* PROBLEM TO WORK ON *
Skip the pictures and quote all of the lines exactly.

======

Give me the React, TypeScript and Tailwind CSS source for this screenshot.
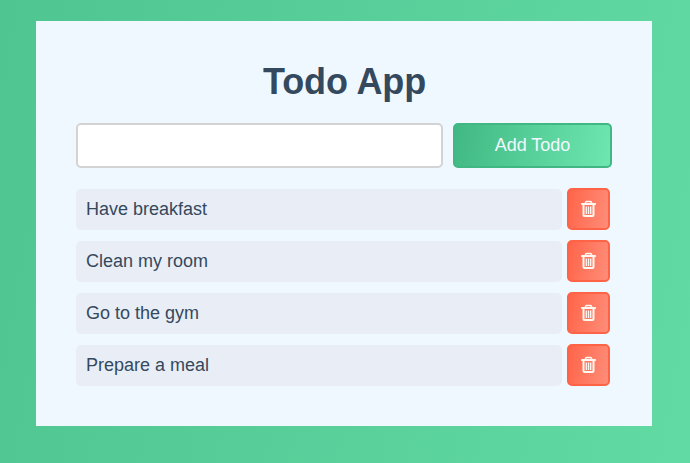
import { useState } from "react";

const initialTodos = ["Have breakfast", "Clean my room", "Go to the gym", "Prepare a meal"];

function TrashIcon() {
  return (
    <svg width="15" height="18" viewBox="0 0 15 18" fill="none" stroke="#fff8f2" aria-hidden="true">
      <path d="M4.5 4V2.7Q4.5 1.5 5.7 1.5H9.3Q10.5 1.5 10.5 2.7V4" strokeWidth="1.6" />
      <path d="M0.2 4H14.8" strokeWidth="2" />
      <path d="M2.5 5V15Q2.5 16 3.5 16H11.5Q12.5 16 12.5 15V5" strokeWidth="2" />
      <path d="M5.3 6.4V14M7.5 6.4V14M9.7 6.4V14" strokeWidth="1.3" />
    </svg>
  );
}

export default function App() {
  const [todos, setTodos] = useState(initialTodos);
  const [text, setText] = useState("");

  const addTodo = () => {
    if (!text.trim()) return;
    setTodos([...todos, text.trim()]);
    setText("");
  };

  return (
    <div className="min-h-screen bg-[linear-gradient(100deg,#4fc591,#62daa3)] pt-[21px] pr-[38px] pb-[37px] pl-9 font-['Liberation_Sans',Arial,sans-serif] text-[#34495e]">
      <main className="min-h-[405px] bg-[#f0f8ff] px-10 pt-10 pb-10">
        <h1 className="h-[62px] pl-px text-center text-[36px] leading-[42px] font-bold tracking-[-0.1px]">Todo App</h1>
        <div className="flex h-[45px] gap-2.5">
          <input
            className="w-[367px] rounded-[5px] border-2 border-[#d3d3d3] bg-white px-2.5 text-lg outline-none"
            value={text}
            onChange={(e) => setText(e.target.value)}
            aria-label="New todo"
          />
          <button
            className="w-[159px] rounded-[5px] border-2 border-[#41b883] bg-[linear-gradient(100deg,#41b883,#6ee7b0)] bg-origin-border pb-0.5 text-lg text-[#f0f8ff]"
            onClick={addTodo}
          >
            Add Todo
          </button>
        </div>
        <ul className="mt-5 flex flex-col gap-2.5">
          {todos.map((todo, index) => (
            <li key={index} className="flex h-[42px] items-end gap-[5px]">
              <span className="h-[41px] w-[486px] rounded-[5px] bg-[#e9eef6] px-2.5 text-lg leading-10">
                {todo}
              </span>
              <button
                className="flex h-[42px] w-[43px] items-center justify-center rounded-[5px] border-2 border-[#ff6347] bg-[linear-gradient(100deg,#ff6347,#ff8f7b)] bg-origin-border"
                aria-label="Delete todo"
                onClick={() => setTodos(todos.filter((_, i) => i !== index))}
              >
                <TrashIcon />
              </button>
            </li>
          ))}
        </ul>
      </main>
    </div>
  );
}
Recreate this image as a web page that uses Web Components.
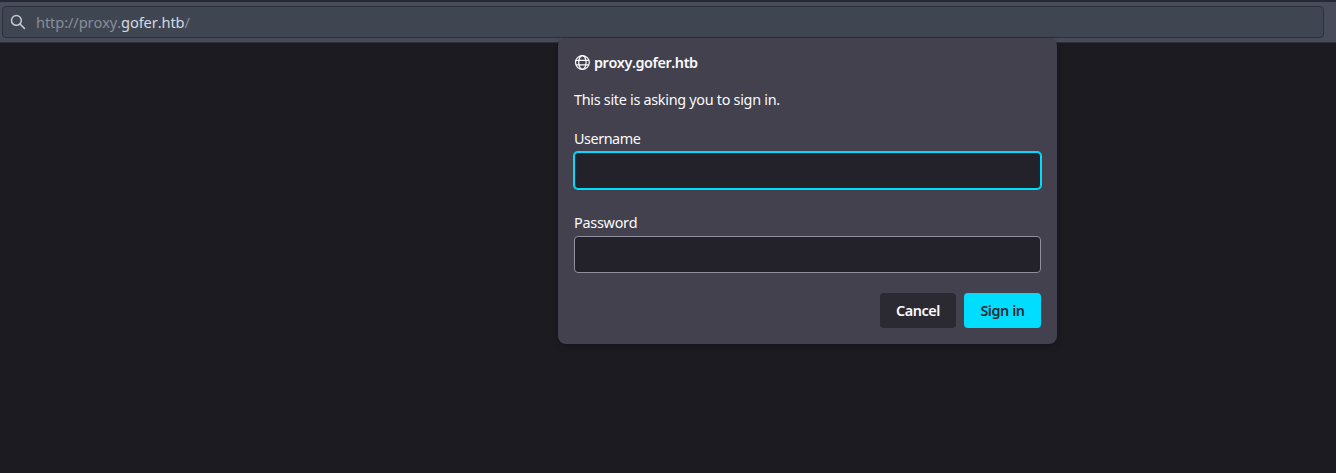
<!DOCTYPE html>
<html lang="en">
<head>
<meta charset="utf-8">
<title>Sign in</title>
<style>
html,body{height:100%;margin:0}
body{background:#1c1b22;overflow:hidden;font:14.4px/20px "Noto Sans",sans-serif;font-kerning:none;color:#fbfbfe}
</style>
</head>
<body>
<browser-window>
  <url-bar slot="toolbar" scheme="http://" sub="proxy." host="gofer.htb" path="/"></url-bar>
  <auth-dialog site="proxy.gofer.htb">
    <auth-field label="Username" active style="letter-spacing:-.45px"></auth-field>
    <auth-field label="Password" style="letter-spacing:-.25px"></auth-field>
    <auth-button slot="actions" style="width:76px">Cancel</auth-button>
    <auth-button slot="actions" primary style="width:77px">Sign in</auth-button>
  </auth-dialog>
</browser-window>
<script>
class BaseElement extends HTMLElement {
  connectedCallback() {
    if (!this.shadowRoot) this.attachShadow({mode: 'open'}).innerHTML = this.render();
  }
}
customElements.define('browser-window', class extends BaseElement {
  render() { return `<style>
    :host{display:block;position:relative;height:100%;overflow:hidden}
    header{box-sizing:border-box;height:43px;padding:4px 12px 4px 2px;background:#484b59;border-top:2px solid #252933;border-bottom:1px solid #2e303c}
    ::slotted(auth-dialog){position:absolute;left:558px;top:38px}
  </style><header><slot name="toolbar"></slot></header><slot></slot>`; }
});
customElements.define('url-bar', class extends BaseElement {
  render() { const a = n => this.getAttribute(n); return `<style>
    :host{display:flex;align-items:center;box-sizing:border-box;height:32px;padding-left:7px;border:1px solid #2c303c;border-radius:4px;background:#404651;color:#898d98;font-size:14.67px;letter-spacing:-.12px}
    svg{width:16px;height:16px;margin-right:10px;flex:none}
    span{white-space:pre}
    b{font-weight:400;color:#d3dae3}
  </style><svg viewBox="0 0 16 16" fill="none" stroke="#c4cad5" stroke-width="1.5" stroke-linecap="round"><circle cx="6.4" cy="6.4" r="4.9"/><path d="M10 10 14.4 14.4"/></svg><span>${a('scheme')}${a('sub')}<b>${a('host')}</b>${a('path')}</span>`; }
});
customElements.define('auth-dialog', class extends BaseElement {
  render() { return `<style>
    :host{display:flex;flex-direction:column;box-sizing:border-box;width:499px;height:306px;padding:15px 16px 16px;background:#42414d;border-radius:8px;box-shadow:0 2px 6px rgba(0,0,0,.25)}
    h1{display:flex;align-items:center;gap:4px;height:20px;margin:0;font-size:14.4px;font-weight:600;letter-spacing:-.42px}
    svg{width:16px;height:16px;flex:none}
    p{margin:17px 0 19px;height:20px;letter-spacing:-.29px}
    section{display:flex;flex-direction:column;gap:24px}
    footer{display:flex;justify-content:flex-end;gap:8px;margin-top:auto}
  </style>
  <h1><svg viewBox="0 0 16 16" fill="none" stroke="#fbfbfe" stroke-width="1.25"><circle cx="8.4" cy="7.5" r="6.9"/><ellipse cx="8.4" cy="7.5" rx="3.7" ry="6.9"/><path d="M2 5.4h12.8M2 9.8h12.8"/></svg><span>${this.getAttribute('site')}</span></h1>
  <p>This site is asking you to sign in.</p>
  <section><slot></slot></section>
  <footer><slot name="actions"></slot></footer>`; }
});
customElements.define('auth-field', class extends BaseElement {
  render() { return `<style>
    :host{display:flex;flex-direction:column;gap:3px}
    label{height:20px}
    input{box-sizing:border-box;width:100%;height:37px;margin:0;border:1px solid #8f8f9d;border-radius:4px;background:#23222b;color:#fbfbfe;outline:0}
    :host([active]) input{border-color:#00ddff;box-shadow:0 0 0 1px #00ddff}
  </style><label for="f">${this.getAttribute('label')}</label><input id="f">`; }
});
customElements.define('auth-button', class extends BaseElement {
  render() { return `<style>
    :host{display:block}
    button{display:block;width:100%;height:35px;padding:0;border:0;border-radius:4px;background:#2b2a33;color:#fbfbfe;font:600 14.4px/20px "Noto Sans",sans-serif;letter-spacing:-.42px}
    :host([primary]) button{background:#00ddff;color:#2b2a33}
  </style><button><slot></slot></button>`; }
});
</script>
</body>
</html>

======

* TASK ANSWER *
Give me the React, TypeScript and Tailwind CSS source for this screenshot.
import { useState } from "react";

const initialTodos = ["Have breakfast", "Clean my room", "Go to the gym", "Prepare a meal"];

function TrashIcon() {
  return (
    <svg width="15" height="18" viewBox="0 0 15 18" fill="none" stroke="#fff8f2" aria-hidden="true">
      <path d="M4.5 4V2.7Q4.5 1.5 5.7 1.5H9.3Q10.5 1.5 10.5 2.7V4" strokeWidth="1.6" />
      <path d="M0.2 4H14.8" strokeWidth="2" />
      <path d="M2.5 5V15Q2.5 16 3.5 16H11.5Q12.5 16 12.5 15V5" strokeWidth="2" />
      <path d="M5.3 6.4V14M7.5 6.4V14M9.7 6.4V14" strokeWidth="1.3" />
    </svg>
  );
}

export default function App() {
  const [todos, setTodos] = useState(initialTodos);
  const [text, setText] = useState("");

  const addTodo = () => {
    if (!text.trim()) return;
    setTodos([...todos, text.trim()]);
    setText("");
  };

  return (
    <div className="min-h-screen bg-[linear-gradient(100deg,#4fc591,#62daa3)] pt-[21px] pr-[38px] pb-[37px] pl-9 font-['Liberation_Sans',Arial,sans-serif] text-[#34495e]">
      <main className="min-h-[405px] bg-[#f0f8ff] px-10 pt-10 pb-10">
        <h1 className="h-[62px] pl-px text-center text-[36px] leading-[42px] font-bold tracking-[-0.1px]">Todo App</h1>
        <div className="flex h-[45px] gap-2.5">
          <input
            className="w-[367px] rounded-[5px] border-2 border-[#d3d3d3] bg-white px-2.5 text-lg outline-none"
            value={text}
            onChange={(e) => setText(e.target.value)}
            aria-label="New todo"
          />
          <button
            className="w-[159px] rounded-[5px] border-2 border-[#41b883] bg-[linear-gradient(100deg,#41b883,#6ee7b0)] bg-origin-border pb-0.5 text-lg text-[#f0f8ff]"
            onClick={addTodo}
          >
            Add Todo
          </button>
        </div>
        <ul className="mt-5 flex flex-col gap-2.5">
          {todos.map((todo, index) => (
            <li key={index} className="flex h-[42px] items-end gap-[5px]">
              <span className="h-[41px] w-[486px] rounded-[5px] bg-[#e9eef6] px-2.5 text-lg leading-10">
                {todo}
              </span>
              <button
                className="flex h-[42px] w-[43px] items-center justify-center rounded-[5px] border-2 border-[#ff6347] bg-[linear-gradient(100deg,#ff6347,#ff8f7b)] bg-origin-border"
                aria-label="Delete todo"
                onClick={() => setTodos(todos.filter((_, i) => i !== index))}
              >
                <TrashIcon />
              </button>
            </li>
          ))}
        </ul>
      </main>
    </div>
  );
}
Recreate this image as a web page that uses Web Components.
<!DOCTYPE html>
<html lang="en">
<head>
<meta charset="utf-8">
<title>Sign in</title>
<style>
html,body{height:100%;margin:0}
body{background:#1c1b22;overflow:hidden;font:14.4px/20px "Noto Sans",sans-serif;font-kerning:none;color:#fbfbfe}
</style>
</head>
<body>
<browser-window>
  <url-bar slot="toolbar" scheme="http://" sub="proxy." host="gofer.htb" path="/"></url-bar>
  <auth-dialog site="proxy.gofer.htb">
    <auth-field label="Username" active style="letter-spacing:-.45px"></auth-field>
    <auth-field label="Password" style="letter-spacing:-.25px"></auth-field>
    <auth-button slot="actions" style="width:76px">Cancel</auth-button>
    <auth-button slot="actions" primary style="width:77px">Sign in</auth-button>
  </auth-dialog>
</browser-window>
<script>
class BaseElement extends HTMLElement {
  connectedCallback() {
    if (!this.shadowRoot) this.attachShadow({mode: 'open'}).innerHTML = this.render();
  }
}
customElements.define('browser-window', class extends BaseElement {
  render() { return `<style>
    :host{display:block;position:relative;height:100%;overflow:hidden}
    header{box-sizing:border-box;height:43px;padding:4px 12px 4px 2px;background:#484b59;border-top:2px solid #252933;border-bottom:1px solid #2e303c}
    ::slotted(auth-dialog){position:absolute;left:558px;top:38px}
  </style><header><slot name="toolbar"></slot></header><slot></slot>`; }
});
customElements.define('url-bar', class extends BaseElement {
  render() { const a = n => this.getAttribute(n); return `<style>
    :host{display:flex;align-items:center;box-sizing:border-box;height:32px;padding-left:7px;border:1px solid #2c303c;border-radius:4px;background:#404651;color:#898d98;font-size:14.67px;letter-spacing:-.12px}
    svg{width:16px;height:16px;margin-right:10px;flex:none}
    span{white-space:pre}
    b{font-weight:400;color:#d3dae3}
  </style><svg viewBox="0 0 16 16" fill="none" stroke="#c4cad5" stroke-width="1.5" stroke-linecap="round"><circle cx="6.4" cy="6.4" r="4.9"/><path d="M10 10 14.4 14.4"/></svg><span>${a('scheme')}${a('sub')}<b>${a('host')}</b>${a('path')}</span>`; }
});
customElements.define('auth-dialog', class extends BaseElement {
  render() { return `<style>
    :host{display:flex;flex-direction:column;box-sizing:border-box;width:499px;height:306px;padding:15px 16px 16px;background:#42414d;border-radius:8px;box-shadow:0 2px 6px rgba(0,0,0,.25)}
    h1{display:flex;align-items:center;gap:4px;height:20px;margin:0;font-size:14.4px;font-weight:600;letter-spacing:-.42px}
    svg{width:16px;height:16px;flex:none}
    p{margin:17px 0 19px;height:20px;letter-spacing:-.29px}
    section{display:flex;flex-direction:column;gap:24px}
    footer{display:flex;justify-content:flex-end;gap:8px;margin-top:auto}
  </style>
  <h1><svg viewBox="0 0 16 16" fill="none" stroke="#fbfbfe" stroke-width="1.25"><circle cx="8.4" cy="7.5" r="6.9"/><ellipse cx="8.4" cy="7.5" rx="3.7" ry="6.9"/><path d="M2 5.4h12.8M2 9.8h12.8"/></svg><span>${this.getAttribute('site')}</span></h1>
  <p>This site is asking you to sign in.</p>
  <section><slot></slot></section>
  <footer><slot name="actions"></slot></footer>`; }
});
customElements.define('auth-field', class extends BaseElement {
  render() { return `<style>
    :host{display:flex;flex-direction:column;gap:3px}
    label{height:20px}
    input{box-sizing:border-box;width:100%;height:37px;margin:0;border:1px solid #8f8f9d;border-radius:4px;background:#23222b;color:#fbfbfe;outline:0}
    :host([active]) input{border-color:#00ddff;box-shadow:0 0 0 1px #00ddff}
  </style><label for="f">${this.getAttribute('label')}</label><input id="f">`; }
});
customElements.define('auth-button', class extends BaseElement {
  render() { return `<style>
    :host{display:block}
    button{display:block;width:100%;height:35px;padding:0;border:0;border-radius:4px;background:#2b2a33;color:#fbfbfe;font:600 14.4px/20px "Noto Sans",sans-serif;letter-spacing:-.42px}
    :host([primary]) button{background:#00ddff;color:#2b2a33}
  </style><button><slot></slot></button>`; }
});
</script>
</body>
</html>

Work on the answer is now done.